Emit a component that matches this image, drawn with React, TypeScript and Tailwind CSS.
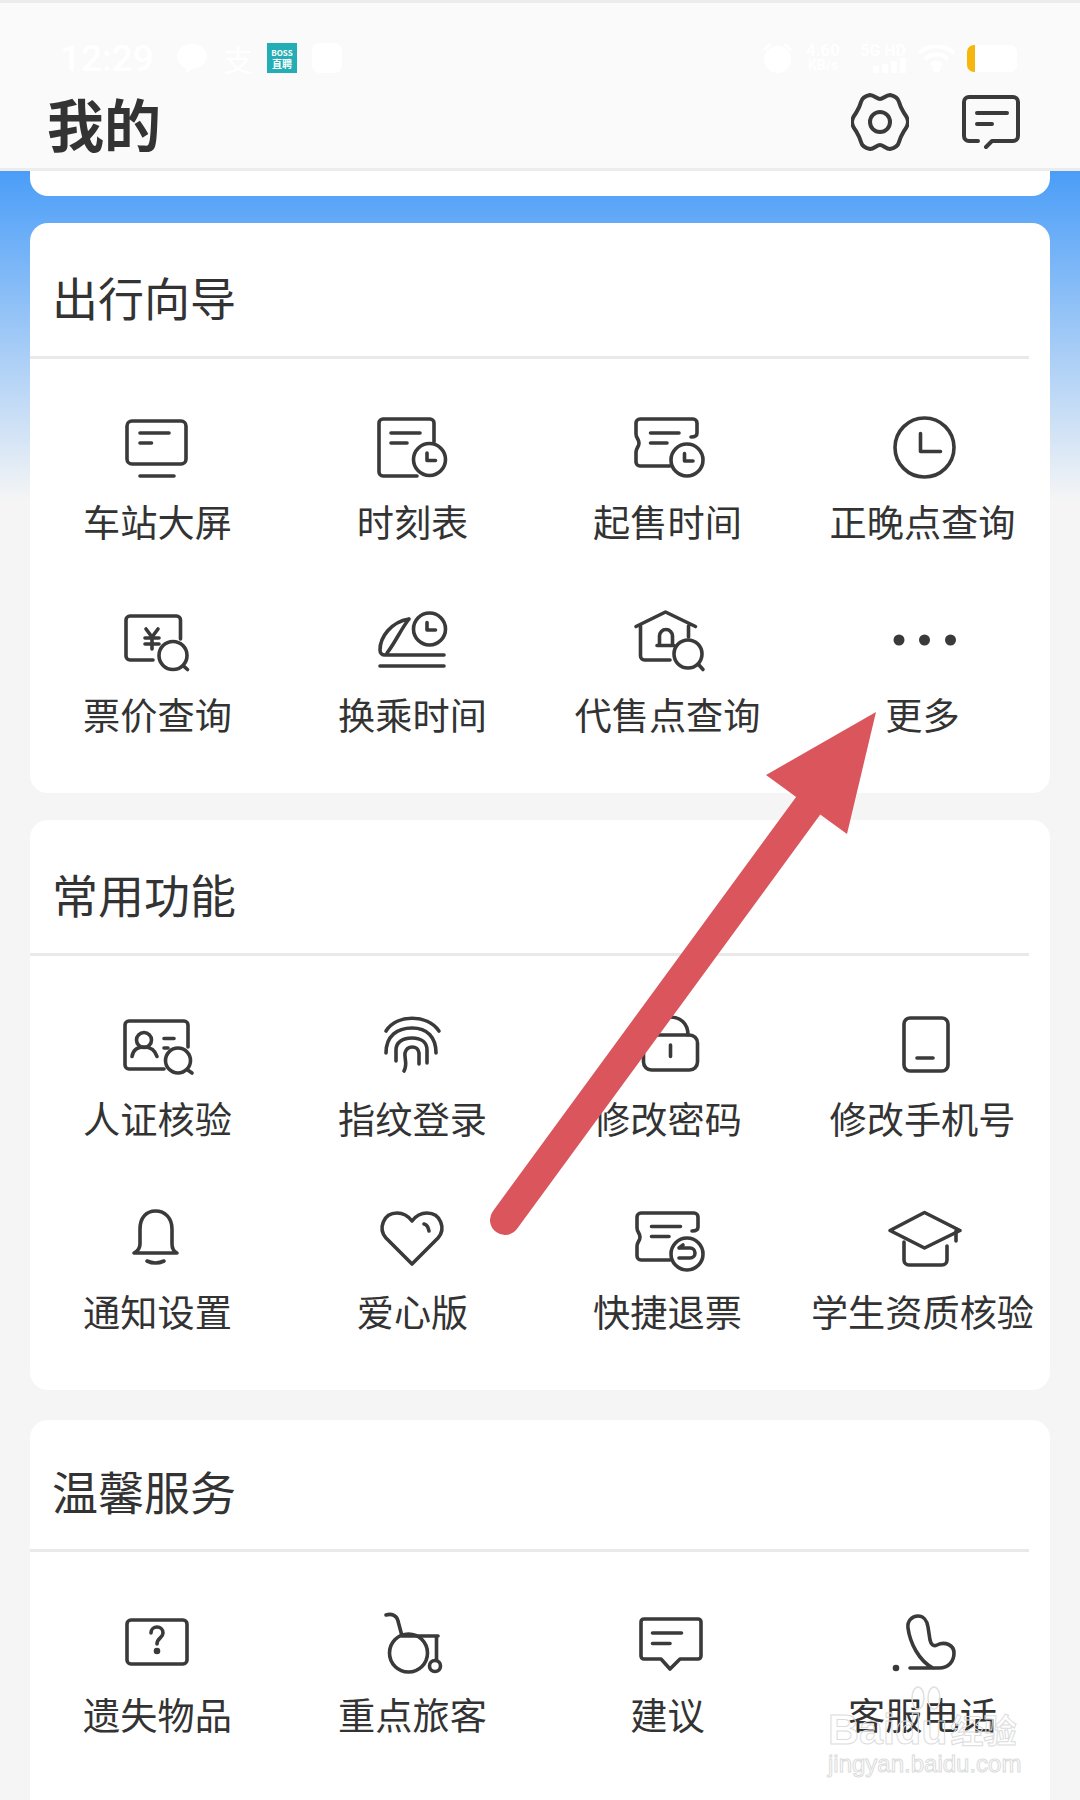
import type { ReactNode } from "react";

const FONT = "font-['Noto_Sans_CJK_SC','Noto_Sans',sans-serif]";

function Icon({ children }: { children: ReactNode }) {
  return (
    <svg
      width="72"
      height="72"
      viewBox="0 0 72 72"
      fill="none"
      stroke="#3a3a3a"
      strokeWidth="3.6"
      strokeLinecap="round"
      strokeLinejoin="round"
      className="overflow-visible"
    >
      {children}
    </svg>
  );
}

function Clock({ x, y, r = 16 }: { x: number; y: number; r?: number }) {
  return (
    <>
      <circle cx={x} cy={y} r={r} />
      <path d={`M${x - 2.5} ${y - 6.5}V${y + 1}H${x + 6}`} />
    </>
  );
}

function Lens({ x, y, r = 14, hx, hy }: { x: number; y: number; r?: number; hx: number; hy: number }) {
  return (
    <>
      <circle cx={x} cy={y} r={r} />
      <path d={`M${x + r * 0.72} ${y + r * 0.72}L${hx} ${hy}`} />
    </>
  );
}

const TICKET =
  "M59 25C63 25 65 24 65 21V11a4 4 0 0 0-4-4H8a4 4 0 0 0-4 4V22c0 4 3 5 3 9s-3 5-3 9V50a4 4 0 0 0 4 4H38";

const icons: Record<string, ReactNode> = {
  screen: (
    <Icon>
      <rect x="5" y="9" width="59" height="43" rx="5" />
      <path d="M18 21H47M18 31H29.5M18 64H52" />
    </Icon>
  ),
  timetable: (
    <Icon>
      <path d="M57 30V11a4 4 0 0 0-4-4H6a4 4 0 0 0-4 4V60a4 4 0 0 0 4 4H40" />
      <path d="M14 21H43M14 31H30" />
      <Clock x={52.5} y={47.5} />
    </Icon>
  ),
  saleTime: (
    <Icon>
      <path d={TICKET} />
      <path d="M18.5 21H47M18.5 31H35" />
      <Clock x={55} y={48} />
    </Icon>
  ),
  clock: (
    <Icon>
      <circle cx="37.5" cy="35.5" r="29.5" />
      <path d="M33.5 21.5V39.5H53.5" />
    </Icon>
  ),
  fare: (
    <Icon>
      <path d="M58.5 34V15a4 4 0 0 0-4-4H8a4 4 0 0 0-4 4V51a4 4 0 0 0 4 4H31" />
      <path d="M24 24L30 32L36 24M23 33H37M23 39H37M30 32V44" />
      <Lens x={51} y={50.5} hx={65.5} hy={64.5} />
    </Icon>
  ),
  transfer: (
    <Icon>
      <Clock x={52.5} y={24} />
      <path d="M32 14C14 17 3 32 3 45C3 48 5 50 8 50H67M32 14C24 24 18 38 10 48M3 61H67" />
    </Icon>
  ),
  agency: (
    <Icon>
      <path d="M4 21.5L33.5 7L63.5 21.5M8.5 21V51a4 4 0 0 0 4 4H38M56.5 21V32" />
      <path d="M27.5 40V31a6.5 6.5 0 0 1 13 0V40M25 40.5H42" />
      <Lens x={56} y={49} hx={71} hy={64.5} />
    </Icon>
  ),
  more: (
    <Icon>
      <g fill="#3a3a3a" stroke="none">
        <circle cx="12" cy="35" r="5.5" />
        <circle cx="37.5" cy="35" r="5.5" />
        <circle cx="63.5" cy="35" r="5.5" />
      </g>
    </Icon>
  ),
  idCheck: (
    <Icon>
      <path d="M66 38V16a4 4 0 0 0-4-4H7a4 4 0 0 0-4 4V56a4 4 0 0 0 4 4H42" />
      <circle cx="22" cy="31" r="7.5" />
      <path d="M10 47.5C11 41 15 38 22 38C29 38 33 41 35 47.5M42 29.5H52M42 39H46" />
      <Lens x={56} y={51.5} r={12.5} hx={70} hy={64} />
    </Icon>
  ),
  fingerprint: (
    <Icon>
      <path d="M9 22C20 5 50 5 62 22" />
      <path d="M9 44C9 27 20 19 35 19C50 19 59 28 59 44" />
      <path d="M19 52V41C19 33 26 29 35 29C45 29 50 34 50 41V54" />
      <path d="M27 62C31 55 27 49 28 44C30 36 41 36 42 44V55" />
    </Icon>
  ),
  lock: (
    <Icon>
      <rect x="11.5" y="26" width="54" height="35" rx="8" />
      <path d="M20 26C20 14 28 8 38 8C48 8 56 14 56 26M38.5 36V47.5" />
    </Icon>
  ),
  phone: (
    <Icon>
      <rect x="17" y="9" width="44" height="53" rx="6" />
      <path d="M30 49H46" />
    </Icon>
  ),
  bell: (
    <Icon>
      <path d="M12 51H55C51 49 50 46 50 42V27C50 16 43 9 33.5 9C24 9 18 16 18 27V42C18 46 16 49 12 51Z" />
      <path d="M25 59Q33.5 63 42 59" />
    </Icon>
  ),
  heart: (
    <Icon>
      <path d="M35 62L9 36C1 27 6 11 20 11C27 11 32 15 35 19C38 15 43 11 50 11C64 11 69 27 61 36Z" />
      <path d="M47 22Q51 23 52 29" />
    </Icon>
  ),
  refund: (
    <Icon>
      <path d="M60 29C64 29 66 28 66 25V15a4 4 0 0 0-4-4H9a4 4 0 0 0-4 4V26c0 4 3 5 3 9s-3 5-3 9V54a4 4 0 0 0 4 4H38" />
      <path d="M19.5 24.5H48.5M19.5 34.5H37" />
      <circle cx="55" cy="52" r="16" />
      <path d="M47 46H58a5 5 0 0 1 0 10H47M47 46L51 43" />
    </Icon>
  ),
  student: (
    <Icon>
      <path d="M37.5 10.5L3 28.5L37.5 46L73 28.5Z" />
      <path d="M17 40V58a5 5 0 0 0 5 5H55a5 5 0 0 0 5-5V44M69 29V39" />
    </Icon>
  ),
  lost: (
    <Icon>
      <rect x="5" y="15" width="60" height="44" rx="4" />
      <path d="M29 28C29 20 41 20 41 28C41 33 35 33 35 39" />
      <circle cx="35" cy="46" r="1.5" fill="#3a3a3a" />
    </Icon>
  ),
  wheelchair: (
    <Icon>
      <path d="M9 10C15 8 20 11 21 16L25 31H61M59.5 31V55" />
      <circle cx="31.5" cy="48" r="19" />
      <circle cx="58" cy="61" r="5.5" />
    </Icon>
  ),
  suggest: (
    <Icon>
      <path d="M12 14H66a3 3 0 0 1 3 3V51a3 3 0 0 1-3 3H48L38 64L29 54H12a3 3 0 0 1-3-3V17a3 3 0 0 1 3-3Z" />
      <path d="M20.5 28H49.5M20.5 38.5H38" />
    </Icon>
  ),
  service: (
    <Icon>
      <path d="M23 63H52C62 63 67 56 67 48C67 40 58 36 50 40C46 42 44 39 43 35L41 22C40 15 36 11 31 11C25 11 20 16 21 23C23 38 32 56 46 63" />
      <circle cx="9" cy="63" r="1.5" fill="#3a3a3a" />
    </Icon>
  ),
};

type Item = { label: string; icon: string };

const sections: { title: string; items: Item[] }[] = [
  {
    title: "出行向导",
    items: [
      { label: "车站大屏", icon: "screen" },
      { label: "时刻表", icon: "timetable" },
      { label: "起售时间", icon: "saleTime" },
      { label: "正晚点查询", icon: "clock" },
      { label: "票价查询", icon: "fare" },
      { label: "换乘时间", icon: "transfer" },
      { label: "代售点查询", icon: "agency" },
      { label: "更多", icon: "more" },
    ],
  },
  {
    title: "常用功能",
    items: [
      { label: "人证核验", icon: "idCheck" },
      { label: "指纹登录", icon: "fingerprint" },
      { label: "修改密码", icon: "lock" },
      { label: "修改手机号", icon: "phone" },
      { label: "通知设置", icon: "bell" },
      { label: "爱心版", icon: "heart" },
      { label: "快捷退票", icon: "refund" },
      { label: "学生资质核验", icon: "student" },
    ],
  },
  {
    title: "温馨服务",
    items: [
      { label: "遗失物品", icon: "lost" },
      { label: "重点旅客", icon: "wheelchair" },
      { label: "建议", icon: "suggest" },
      { label: "客服电话", icon: "service" },
    ],
  },
];

function Section({ title, items, last }: { title: string; items: Item[]; last?: boolean }) {
  return (
    <section className={`rounded-[18px] bg-white ${last ? "pb-[120px]" : "pb-[54px]"}`}>
      <div
        className={`mr-[21px] flex items-center border-b-[3px] border-[#e9e9e9] pl-[22px] text-[46px] leading-none text-[#333] ${
          last ? "h-[132px] pt-[10px]" : "h-[136px] pt-[12px]"
        }`}
      >
        {title}
      </div>
      <div className="mt-[53px] grid grid-cols-4 gap-y-[59px]">
        {items.map((item) => (
          <div key={item.label} className="flex flex-col items-center">
            {icons[item.icon]}
            <span className="mt-[12px] whitespace-nowrap text-[37.2px] leading-[50px] text-[#333]">
              {item.label}
            </span>
          </div>
        ))}
      </div>
    </section>
  );
}

function StatusBar() {
  return (
    <div className="flex h-[40px] items-center justify-between pl-[60px] pr-[63px] font-['Roboto',sans-serif] text-white">
      <div className="flex items-center">
        <span className="w-[93px] text-[37px] font-medium leading-none">12:29</span>
        <svg width="30" height="30" viewBox="0 0 30 30" fill="#fff" className="ml-[24px]">
          <path d="M15 1C7 1 0 6 0 13C0 19 4 23 9 25V30L15 26C23 26 30 20 30 13C30 6 23 1 15 1Z" />
        </svg>
        <span className={`ml-[16px] w-[30px] text-[30px] leading-none ${FONT}`}>支</span>
        <span className={`ml-[14px] flex h-[30px] w-[30px] flex-col items-center justify-center bg-[#22aeb4] text-[8px] font-bold leading-[11px] ${FONT}`}>
          <span>BOSS</span>
          <span className="text-[10px]">直聘</span>
        </span>
        <span className="ml-[15px] h-[30px] w-[30px] rounded-[8px] bg-white" />
      </div>
      <div className="flex items-center">
        <svg width="29" height="30" viewBox="0 0 29 30" fill="#fff">
          <circle cx="14.5" cy="16.5" r="13.5" />
          <path d="M0 6L6 0L8 2L2 8ZM29 6L23 0L21 2L27 8Z" />
        </svg>
        <span className="ml-[11px] flex w-[40px] flex-col items-center text-[17px] font-bold leading-[15px]">
          <span>4.60</span>
          <span className="text-[14px]">KB/s</span>
        </span>
        <span className="ml-[14px] flex w-[49px] flex-col items-end">
          <span className="whitespace-nowrap text-[16px] font-bold leading-[15px]">5G HD</span>
          <span className="flex h-[15px] items-end gap-[3px]">
            <span className="h-[7px] w-[6px] bg-white" />
            <span className="h-[9px] w-[6px] bg-white" />
            <span className="h-[12px] w-[6px] bg-white" />
            <span className="h-[15px] w-[6px] bg-white" />
          </span>
        </span>
        <svg width="37" height="27" viewBox="0 0 37 27" fill="none" stroke="#fff" strokeWidth="4" className="ml-[12px]">
          <path d="M1 8C10 -1 27 -1 36 8M7 14C13 8 24 8 30 14M13 20C16 17 21 17 24 20" />
          <circle cx="18.5" cy="24" r="2" fill="#fff" />
        </svg>
        <span className="ml-[12px] flex h-[27px] w-[50px] overflow-hidden rounded-[7px] bg-white">
          <span className="h-full w-[8px] bg-[#f7b60d]" />
        </span>
      </div>
    </div>
  );
}

export default function App() {
  return (
    <div className={`relative h-[1800px] w-[1080px] overflow-hidden bg-[#f5f5f5] ${FONT}`}>
      <header className="h-[171px] border-y-[3px] border-[#ececec] bg-[#fafafa] pt-[35px]">
        <StatusBar />
        <div className="flex items-center justify-between pl-[47px] pr-[60px] pt-[8px]">
          <h1 className="text-[57px] font-bold leading-[72px] text-[#333]">我的</h1>
          <div className="flex items-center gap-[53px]">
            <svg width="58" height="58" viewBox="0 0 58 58" fill="none" stroke="#3a3a3a" strokeWidth="4" strokeLinejoin="round">
              <path d="M29 6C32 6 35 2 39 2C44 3 47 5 48 9C49 13 50 15 53 20C56 24 57 27 57 29C57 31 56 34 53 38C50 43 49 45 48 49C47 53 44 55 39 56C35 56 32 52 29 52C26 52 23 56 19 56C14 55 11 53 10 49C9 45 8 43 5 38C2 34 1 31 1 29C1 27 2 24 5 20C8 15 9 13 10 9C11 5 14 3 19 2C23 2 26 6 29 6Z" />
              <circle cx="29" cy="29" r="10" />
            </svg>
            <svg width="58" height="56" viewBox="0 0 58 56" fill="none" stroke="#3a3a3a" strokeWidth="4" strokeLinecap="round" strokeLinejoin="round">
              <path d="M16 47H7a5 5 0 0 1-5-5V8a5 5 0 0 1 5-5H51a5 5 0 0 1 5 5V42a5 5 0 0 1-5 5H30L24 53" />
              <path d="M15 19H45M15 30H30" />
            </svg>
          </div>
        </div>
      </header>

      <main className="flex flex-col bg-[linear-gradient(#4a9df8_0px,#f5f5f5_330px)] px-[30px]">
        <div className="h-[25px] rounded-b-[18px] bg-white" />
        <div className="mt-[27px]">
          <Section {...sections[0]} />
        </div>
        <div className="mt-[27px]">
          <Section {...sections[1]} />
        </div>
        <div className="mt-[30px]">
          <Section {...sections[2]} last />
        </div>
      </main>

      <svg width="1080" height="1800" className="pointer-events-none absolute left-0 top-0" fill="#da555c">
        <path d="M505 1220L808 806" stroke="#da555c" strokeWidth="30" strokeLinecap="round" />
        <path d="M876 712L766 775L847 834Z" />
      </svg>

      {/* baidu jingyan watermark */}
      <div className="pointer-events-none absolute left-[828px] top-[1685px] w-[200px] text-transparent [-webkit-text-stroke:1px_#dcdcdc]">
        <svg width="36" height="26" viewBox="0 0 36 26" fill="none" stroke="#e0e0e0" strokeWidth="1.5" className="ml-[80px]">
          <ellipse cx="10" cy="13" rx="6" ry="11" />
          <ellipse cx="26" cy="13" rx="6" ry="11" />
        </svg>
        <div className="flex items-center">
          <span className="font-['Liberation_Sans',sans-serif] text-[43px] font-bold leading-[36px]">Baidu</span>
          <span className="ml-[3px] text-[33px] font-bold leading-[36px]">经验</span>
        </div>
        <div className="mt-[4px] font-['Liberation_Sans',sans-serif] text-[24px] leading-[26px]">jingyan.baidu.com</div>
      </div>
    </div>
  );
}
◇ ◇ ◇ ◇ ◇
Could the lines from the top of the material through the line with "25C63 25 65" be repeated exactly, pictures left out?

SOLUTION:
Emit a component that matches this image, drawn with React, TypeScript and Tailwind CSS.
import type { ReactNode } from "react";

const FONT = "font-['Noto_Sans_CJK_SC','Noto_Sans',sans-serif]";

function Icon({ children }: { children: ReactNode }) {
  return (
    <svg
      width="72"
      height="72"
      viewBox="0 0 72 72"
      fill="none"
      stroke="#3a3a3a"
      strokeWidth="3.6"
      strokeLinecap="round"
      strokeLinejoin="round"
      className="overflow-visible"
    >
      {children}
    </svg>
  );
}

function Clock({ x, y, r = 16 }: { x: number; y: number; r?: number }) {
  return (
    <>
      <circle cx={x} cy={y} r={r} />
      <path d={`M${x - 2.5} ${y - 6.5}V${y + 1}H${x + 6}`} />
    </>
  );
}

function Lens({ x, y, r = 14, hx, hy }: { x: number; y: number; r?: number; hx: number; hy: number }) {
  return (
    <>
      <circle cx={x} cy={y} r={r} />
      <path d={`M${x + r * 0.72} ${y + r * 0.72}L${hx} ${hy}`} />
    </>
  );
}

const TICKET =
  "M59 25C63 25 65 24 65 21V11a4 4 0 0 0-4-4H8a4 4 0 0 0-4 4V22c0 4 3 5 3 9s-3 5-3 9V50a4 4 0 0 0 4 4H38";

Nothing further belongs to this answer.